== Requirement ==
Print the listing from its top line through the line containing "const [px, setPx] = useState('');", nothing more, and leave out the pictures.

== Records provided ==

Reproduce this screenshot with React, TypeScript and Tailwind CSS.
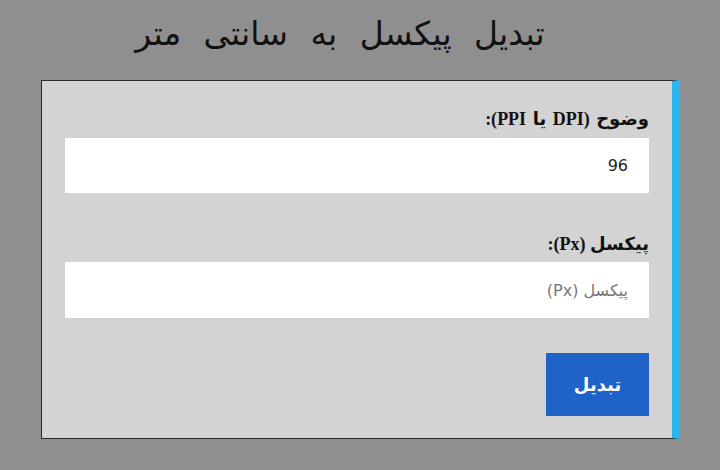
import React, { useState } from 'react';

export default function App() {
  const [ppi, setPpi] = useState('96');
  const [px, setPx] = useState('');

  return (
    <div dir="rtl" className="min-h-[470px] w-full bg-[#8f8f8f] pt-[11px] font-['DejaVu_Sans',sans-serif]">
      <h1 className="pr-[40px] text-center text-[33px] leading-[46px] text-[#111] [word-spacing:12px]">
        تبدیل پیکسل به سانتی متر
      </h1>

      <div className="mx-auto mt-[23px] w-[638px] border border-r-[7px] border-[#2a2a2a] border-r-[#2bb6f2] bg-[#d3d3d3] px-[23px] pb-[22px] pt-[26px]">
        <label className="block text-[18px] font-bold leading-[24px] text-[#111] font-['Liberation_Serif','DejaVu_Sans',serif] [word-spacing:2px]">
          وضوح (DPI یا PPI):
        </label>
        <input
          type="text"
          value={ppi}
          onChange={(e) => setPpi(e.target.value)}
          className="mt-[7px] block h-[55px] w-full bg-white px-[21px] text-[16px] text-[#222] outline-none"
        />

        <label className="mt-[39px] block text-[18px] font-bold leading-[24px] text-[#111] font-['Liberation_Serif','DejaVu_Sans',serif]">
          پیکسل (Px):
        </label>
        <input
          type="text"
          value={px}
          placeholder="پیکسل (Px)"
          onChange={(e) => setPx(e.target.value)}
          className="mt-[6px] block h-[56px] w-full bg-white px-[21px] text-[16px] text-[#222] outline-none placeholder:text-[#777]"
        />

        <button className="mt-[35px] block h-[63px] w-[103px] bg-[#1f63c9] text-[18px] font-bold text-white">
          تبدیل
        </button>
      </div>
    </div>
  );
}
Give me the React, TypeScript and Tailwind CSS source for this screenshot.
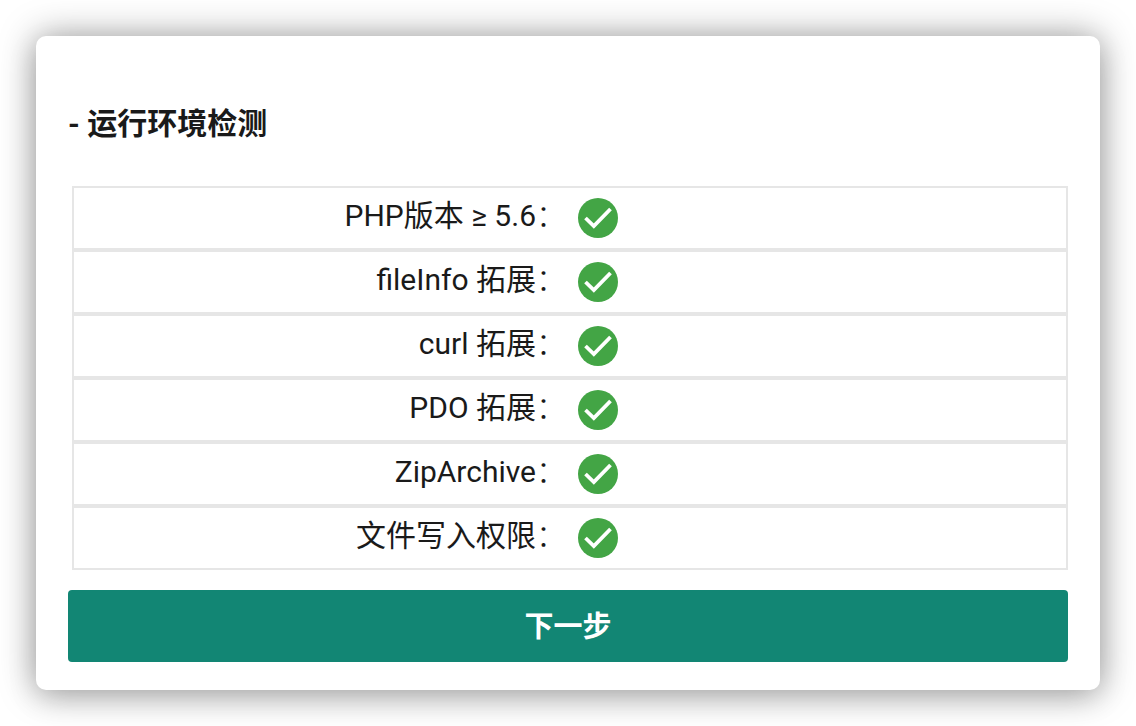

== Solution to the problem ==
Reproduce this screenshot with React, TypeScript and Tailwind CSS.
import React, { useState } from 'react';

export default function App() {
  const [ppi, setPpi] = useState('96');
  const [px, setPx] = useState('');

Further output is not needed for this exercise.